■ **Data shown**:
● ● ● ● ●

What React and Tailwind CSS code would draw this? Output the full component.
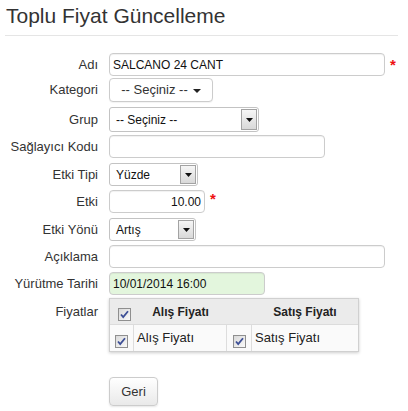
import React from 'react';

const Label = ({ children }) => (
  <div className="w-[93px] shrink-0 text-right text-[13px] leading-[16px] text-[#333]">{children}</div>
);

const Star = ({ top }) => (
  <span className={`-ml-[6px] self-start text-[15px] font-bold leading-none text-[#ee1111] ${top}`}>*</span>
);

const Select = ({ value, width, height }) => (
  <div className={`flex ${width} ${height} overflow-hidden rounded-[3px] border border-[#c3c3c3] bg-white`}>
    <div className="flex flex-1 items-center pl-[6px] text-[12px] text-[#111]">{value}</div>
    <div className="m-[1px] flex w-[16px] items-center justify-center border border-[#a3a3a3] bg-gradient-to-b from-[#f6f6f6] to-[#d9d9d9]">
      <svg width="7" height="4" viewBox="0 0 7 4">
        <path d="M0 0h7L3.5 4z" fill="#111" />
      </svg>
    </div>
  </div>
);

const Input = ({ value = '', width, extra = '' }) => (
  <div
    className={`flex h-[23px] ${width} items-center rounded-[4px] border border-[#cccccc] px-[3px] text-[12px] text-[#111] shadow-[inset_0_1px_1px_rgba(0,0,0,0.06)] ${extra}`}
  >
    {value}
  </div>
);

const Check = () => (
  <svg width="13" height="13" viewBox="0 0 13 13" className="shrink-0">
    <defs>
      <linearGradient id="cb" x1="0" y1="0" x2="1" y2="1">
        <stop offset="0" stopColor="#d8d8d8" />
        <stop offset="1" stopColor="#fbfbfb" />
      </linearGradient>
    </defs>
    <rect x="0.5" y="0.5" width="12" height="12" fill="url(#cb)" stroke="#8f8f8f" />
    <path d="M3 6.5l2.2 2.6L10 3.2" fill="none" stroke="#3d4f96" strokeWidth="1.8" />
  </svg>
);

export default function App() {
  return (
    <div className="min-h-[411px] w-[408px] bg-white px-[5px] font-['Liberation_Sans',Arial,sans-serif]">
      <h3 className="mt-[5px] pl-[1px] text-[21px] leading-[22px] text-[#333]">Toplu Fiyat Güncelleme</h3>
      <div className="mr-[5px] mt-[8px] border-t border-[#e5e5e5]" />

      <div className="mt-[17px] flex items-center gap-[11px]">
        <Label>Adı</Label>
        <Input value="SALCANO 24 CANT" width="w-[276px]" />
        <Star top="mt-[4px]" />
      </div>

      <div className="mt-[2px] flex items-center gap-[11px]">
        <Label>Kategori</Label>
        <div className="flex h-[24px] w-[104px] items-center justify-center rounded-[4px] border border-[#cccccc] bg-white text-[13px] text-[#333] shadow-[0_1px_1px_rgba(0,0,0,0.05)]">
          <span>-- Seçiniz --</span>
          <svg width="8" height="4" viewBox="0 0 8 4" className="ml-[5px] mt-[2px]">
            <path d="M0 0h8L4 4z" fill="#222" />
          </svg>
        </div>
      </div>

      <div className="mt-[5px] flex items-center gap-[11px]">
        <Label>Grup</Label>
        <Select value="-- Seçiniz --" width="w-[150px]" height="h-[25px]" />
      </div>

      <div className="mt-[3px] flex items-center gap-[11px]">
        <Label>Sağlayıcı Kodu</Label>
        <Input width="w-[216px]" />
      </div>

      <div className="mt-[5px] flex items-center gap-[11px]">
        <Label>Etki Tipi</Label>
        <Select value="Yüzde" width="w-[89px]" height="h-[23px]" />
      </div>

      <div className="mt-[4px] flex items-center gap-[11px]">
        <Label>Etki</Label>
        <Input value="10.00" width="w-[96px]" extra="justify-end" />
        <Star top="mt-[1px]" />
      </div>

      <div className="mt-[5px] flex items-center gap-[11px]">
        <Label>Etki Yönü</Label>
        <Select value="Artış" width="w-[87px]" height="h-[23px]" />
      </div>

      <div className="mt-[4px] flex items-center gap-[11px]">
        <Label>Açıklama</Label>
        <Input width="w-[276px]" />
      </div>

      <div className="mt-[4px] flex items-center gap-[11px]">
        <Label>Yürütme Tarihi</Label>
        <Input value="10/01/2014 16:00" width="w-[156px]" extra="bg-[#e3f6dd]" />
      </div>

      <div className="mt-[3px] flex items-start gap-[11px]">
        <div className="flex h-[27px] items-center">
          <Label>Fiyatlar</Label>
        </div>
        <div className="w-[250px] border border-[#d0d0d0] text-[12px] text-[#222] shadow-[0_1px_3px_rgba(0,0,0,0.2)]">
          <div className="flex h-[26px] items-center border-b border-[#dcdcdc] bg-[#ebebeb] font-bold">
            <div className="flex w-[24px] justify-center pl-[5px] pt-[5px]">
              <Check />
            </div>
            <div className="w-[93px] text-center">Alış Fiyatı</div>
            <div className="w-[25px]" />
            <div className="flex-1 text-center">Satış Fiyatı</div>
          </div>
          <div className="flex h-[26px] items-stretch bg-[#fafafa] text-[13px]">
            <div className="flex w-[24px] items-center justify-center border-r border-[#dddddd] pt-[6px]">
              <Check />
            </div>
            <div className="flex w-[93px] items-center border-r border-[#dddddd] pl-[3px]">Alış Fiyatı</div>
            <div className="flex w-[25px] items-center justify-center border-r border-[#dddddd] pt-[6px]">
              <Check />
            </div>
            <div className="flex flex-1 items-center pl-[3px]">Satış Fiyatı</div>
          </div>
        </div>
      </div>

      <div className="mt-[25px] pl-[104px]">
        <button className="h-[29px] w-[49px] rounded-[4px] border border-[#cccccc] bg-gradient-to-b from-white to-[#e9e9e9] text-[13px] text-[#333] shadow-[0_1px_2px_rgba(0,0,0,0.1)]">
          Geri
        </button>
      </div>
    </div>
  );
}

● ● ● ● ●

■ **Your task**:
Which lines include the word "React"? List them all.

■ **Response**:
What React and Tailwind CSS code would draw this? Output the full component.
import React from 'react';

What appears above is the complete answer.